By Order of the Board

GUI Yuchan LEE Kin Yu, Arthur

Joint Company Secretaries


13 November 2015


Notes:


  1. Pursuant to Rule 13.39(4) of the Listing Rules Governing the Listing of Securities on The Stock Exchange of Hong Kong Limited, votes of the Shareholders at the EGM shall be taken by poll.


  2. Any Shareholder entitled to attend and vote at the EGM is entitled to appoint one or more proxies to attend and vote on his/her/its behalf at the EGM. A proxy need not be a Shareholder. Shareholders shall have one vote for each Share that they hold.

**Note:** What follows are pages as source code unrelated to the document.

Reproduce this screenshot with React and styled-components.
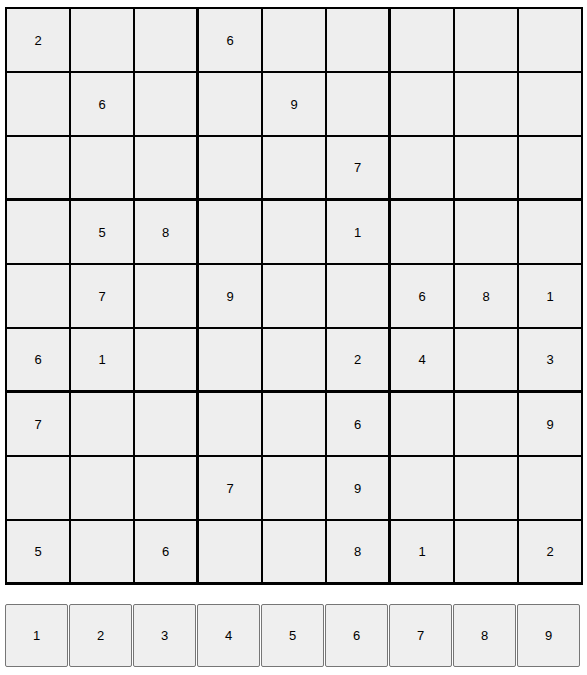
import React from "react";
import styled, { createGlobalStyle } from "styled-components";

const puzzle = [
  "2..6.....",
  ".6..9....",
  ".....7...",
  ".58..1...",
  ".7.9..681",
  "61...24.3",
  "7....6..9",
  "...7.9...",
  "5.6..81.2",
];

const App = () => {
  return (
    <Page>
      <GlobalStyle />
      <Board>
        {puzzle.map((row, r) =>
          row.split("").map((ch, c) => (
            <Cell
              key={`${r}-${c}`}
              $boxRight={c === 2 || c === 5}
              $boxBottom={r === 2 || r === 5 || r === 8}
            >
              {ch === "." ? "" : ch}
            </Cell>
          ))
        )}
      </Board>
      <Pad>
        {[1, 2, 3, 4, 5, 6, 7, 8, 9].map((n) => (
          <PadButton key={n}>{n}</PadButton>
        ))}
      </Pad>
    </Page>
  );
};

const GlobalStyle = createGlobalStyle`
  body {
    margin: 0;
    font-family: "Liberation Sans", Arial, sans-serif;
    background: #fff;
  }
`;

const Page = styled.div`
  padding: 7px 0 0 5px;
`;

//
//Board
//
const Board = styled.div`
  display: grid;
  grid-template-columns: repeat(9, 64px);
  width: max-content;
  border-left: 2px solid #000;
  border-top: 2px solid #000;
`;

const Cell = styled.div`
  box-sizing: border-box;
  width: 64px;
  height: 64px;
  display: flex;
  align-items: center;
  justify-content: center;
  background: #eeeeee;
  color: #000;
  font-size: 13px;
  border-right: ${(p) => (p.$boxRight ? "3px" : "2px")} solid #000;
  border-bottom: ${(p) => (p.$boxBottom ? "3px" : "2px")} solid #000;
`;

//
//Number pad
//
const Pad = styled.div`
  display: flex;
  gap: 1px;
  margin-top: 19px;
`;

const PadButton = styled.button`
  box-sizing: border-box;
  width: 63px;
  height: 63px;
  padding: 0;
  background: #efefef;
  border: 1px solid #767676;
  border-radius: 2px;
  color: #000;
  font-family: "Liberation Sans", Arial, sans-serif;
  font-size: 13px;
`;

export default App;
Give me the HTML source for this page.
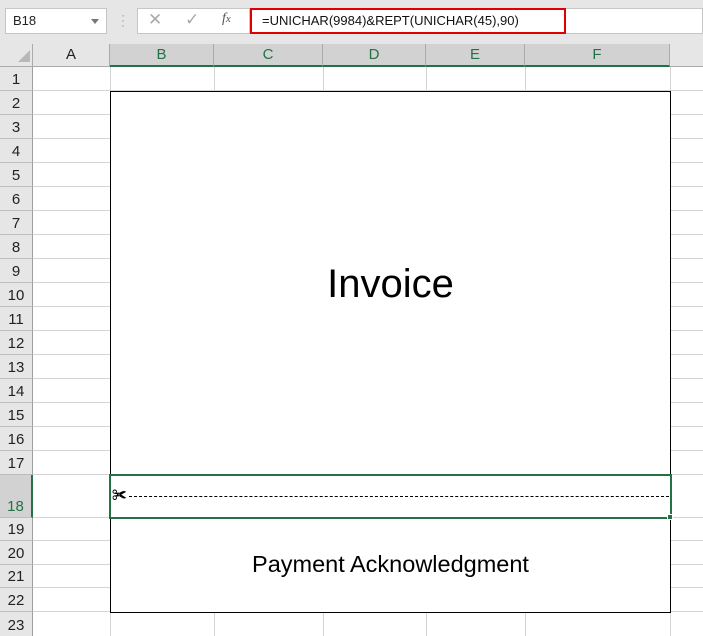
<!DOCTYPE html>
<html><head><meta charset="utf-8"><style>
*{margin:0;padding:0;box-sizing:border-box}
body{width:703px;height:636px;overflow:hidden;background:#fff;font-family:"Liberation Sans",sans-serif;position:relative}
.a{position:absolute}
.rh{position:absolute;left:0;width:33px;background:#e6e6e6;border-bottom:1px solid #bdbdbd;border-right:1px solid #9f9f9f;font-size:15px;color:#222;text-align:center;display:flex;align-items:flex-end;justify-content:center;padding-bottom:2px}
.ch{position:absolute;top:44px;height:23px;background:#d2d2d2;border-right:1px solid #ababab;font-size:15px;color:#217346;text-align:center;line-height:22px;border-bottom:2px solid #217346}
.hl{position:absolute;left:33px;right:0;height:1px;background:#d4d4d4}
.vl{position:absolute;top:67px;bottom:0;width:1px;background:#d4d4d4}
</style></head><body>
<div class="a" style="left:0;top:0;width:703px;height:44px;background:#e6e6e6"></div>
<div class="a" style="left:5px;top:8px;width:102px;height:26px;background:#fff;border:1px solid #c6c6c6;font-size:13px;line-height:24px;padding-left:7px;color:#222">B18</div>
<div class="a" style="left:91px;top:19px;width:0;height:0;border-left:4px solid transparent;border-right:4px solid transparent;border-top:5px solid #777"></div>
<div class="a" style="left:121px;top:13px;color:#999;font-size:12px;line-height:5px">·<br>·<br>·</div>
<div class="a" style="left:137px;top:8px;width:113px;height:26px;background:#fff;border:1px solid #c6c6c6"></div>
<div class="a" style="left:148px;top:10px;color:#aaa;font-size:17px">✕</div>
<div class="a" style="left:185px;top:10px;color:#aaa;font-size:17px">✓</div>
<div class="a" style="left:222px;top:11px;color:#555;font-size:14px;font-style:italic;font-family:'Liberation Serif',serif">f<span style="font-size:11px">x</span></div>
<div class="a" style="left:250px;top:8px;width:453px;height:26px;background:#fff;border:1px solid #c6c6c6"></div>
<div class="a" style="left:250px;top:8px;width:316px;height:26px;border:2px solid #e00000;font-size:13px;line-height:22px;padding-left:10px;color:#111">=UNICHAR(9984)&amp;REPT(UNICHAR(45),90)</div>
<div class="a" style="left:0;top:44px;width:33px;height:23px;background:#e6e6e6;border-right:1px solid #ababab;border-bottom:1px solid #ababab"></div>
<div class="a" style="left:18px;top:50px;width:0;height:0;border-left:12px solid transparent;border-bottom:12px solid #b8b8b8"></div>
<div class="a" style="left:33px;top:44px;width:77px;height:23px;background:#e6e6e6;border-right:1px solid #ababab;border-bottom:1px solid #ababab;font-size:15px;text-align:center;line-height:22px;color:#222">A</div>
<div class="ch" style="left:110px;width:104px">B</div>
<div class="ch" style="left:214px;width:109px">C</div>
<div class="ch" style="left:323px;width:103px">D</div>
<div class="ch" style="left:426px;width:99px">E</div>
<div class="ch" style="left:525px;width:145px">F</div>
<div class="a" style="left:670px;top:44px;width:33px;height:23px;background:#e6e6e6;border-bottom:1px solid #ababab"></div>
<div class="vl" style="left:110px"></div><div class="vl" style="left:214px"></div><div class="vl" style="left:323px"></div><div class="vl" style="left:426px"></div><div class="vl" style="left:525px"></div><div class="vl" style="left:670px"></div>
<div class="hl" style="top:90px"></div><div class="hl" style="top:114px"></div><div class="hl" style="top:138px"></div><div class="hl" style="top:162px"></div><div class="hl" style="top:186px"></div><div class="hl" style="top:210px"></div><div class="hl" style="top:234px"></div><div class="hl" style="top:258px"></div><div class="hl" style="top:282px"></div><div class="hl" style="top:306px"></div><div class="hl" style="top:330px"></div><div class="hl" style="top:354px"></div><div class="hl" style="top:378px"></div><div class="hl" style="top:402px"></div><div class="hl" style="top:426px"></div><div class="hl" style="top:450px"></div><div class="hl" style="top:474px"></div><div class="hl" style="top:517px"></div><div class="hl" style="top:540px"></div><div class="hl" style="top:564px"></div><div class="hl" style="top:587px"></div><div class="hl" style="top:611px"></div>
<div class="rh" style="top:67px;height:24px">1</div>
<div class="rh" style="top:91px;height:24px">2</div>
<div class="rh" style="top:115px;height:24px">3</div>
<div class="rh" style="top:139px;height:24px">4</div>
<div class="rh" style="top:163px;height:24px">5</div>
<div class="rh" style="top:187px;height:24px">6</div>
<div class="rh" style="top:211px;height:24px">7</div>
<div class="rh" style="top:235px;height:24px">8</div>
<div class="rh" style="top:259px;height:24px">9</div>
<div class="rh" style="top:283px;height:24px">10</div>
<div class="rh" style="top:307px;height:24px">11</div>
<div class="rh" style="top:331px;height:24px">12</div>
<div class="rh" style="top:355px;height:24px">13</div>
<div class="rh" style="top:379px;height:24px">14</div>
<div class="rh" style="top:403px;height:24px">15</div>
<div class="rh" style="top:427px;height:24px">16</div>
<div class="rh" style="top:451px;height:24px">17</div>
<div class="rh" style="top:475px;height:43px;background:#d2d2d2;color:#217346;border-right:2px solid #217346">18</div>
<div class="rh" style="top:518px;height:23px">19</div>
<div class="rh" style="top:541px;height:24px">20</div>
<div class="rh" style="top:565px;height:23px">21</div>
<div class="rh" style="top:588px;height:24px">22</div>
<div class="rh" style="top:612px;height:24px;border-bottom:none">23</div>
<div class="a" style="left:110px;top:91px;width:561px;height:522px;border:1px solid #000;background:#fff"></div>
<div class="a" style="left:110px;top:262px;width:561px;text-align:center;font-size:40px;color:#000">Invoice</div>
<div class="a" style="left:110px;top:551px;width:561px;text-align:center;font-size:23.5px;color:#000">Payment Acknowledgment</div>
<div class="a" style="left:109px;top:474px;width:563px;height:45px;border:2px solid #217346"></div>
<div class="a" style="left:667px;top:514px;width:6px;height:6px;background:#217346;border:1px solid #fff"></div>
<div class="a" style="left:112px;top:486px;font-size:15px;color:#000;font-family:'DejaVu Sans',sans-serif">✀</div>
<div class="a" style="left:129px;top:496px;width:540px;height:0;border-top:1px dashed #000"></div>
</body></html>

  3. In order to determine the holders of H Shares who are entitled to attend the EGM, the H Share registers of members of the Company shall be closed from Sunday, 29 November 2015 to Tuesday, 29 December 2015 (both days inclusive), during which no transfer of H Shares will be registered. Holders of H Share whose names appear on the registers of members on 30 November 2015 are entitled to attend the EGM. In order to be entitled to attend and vote at the EGM, holders of H Shares whose transfers have not been registered shall lodge the transfer documents together with the relevant share certificates at the H Share registrar of the Company, Computershare Hong Kong Investor Services Limited, at Shop 1712-1716, Hopewell Centre, 183 Queen's Road East, Wanchai, Hong Kong no later than 4:30 p.m. on Friday, 27 November 2015.


  4. The instruments appointing a proxy must be in writing under the hand of the Shareholder or his/her attorney duly authorized in writing. If the Shareholder is a corporation, that instrument must be either under the company seal or under the hand of its director or duly authorized attorney. If that instrument is signed by an attorney of the Shareholder, the power of attorney authorizing that attorney to sign or other authorization documents must be notarized.


  5. The proxy form together with the power of attorney or other authorization document (if any) must be deposited at the office of Board, at the address as stated in Note 7 below for holders of the A Shares and at the H Share registrar, Computershare Hong Kong Investor Services Limited at the address as stated in Note 3 above for holders of the H Shares, not less than 24 hours before the time fixed for holding the EGM or any adjournment thereof (as the case may be).


Completion and return of the form of proxy will not preclude Shareholders from attending and voting in person at the meeting or any adjourned meeting should such Shareholders so wish.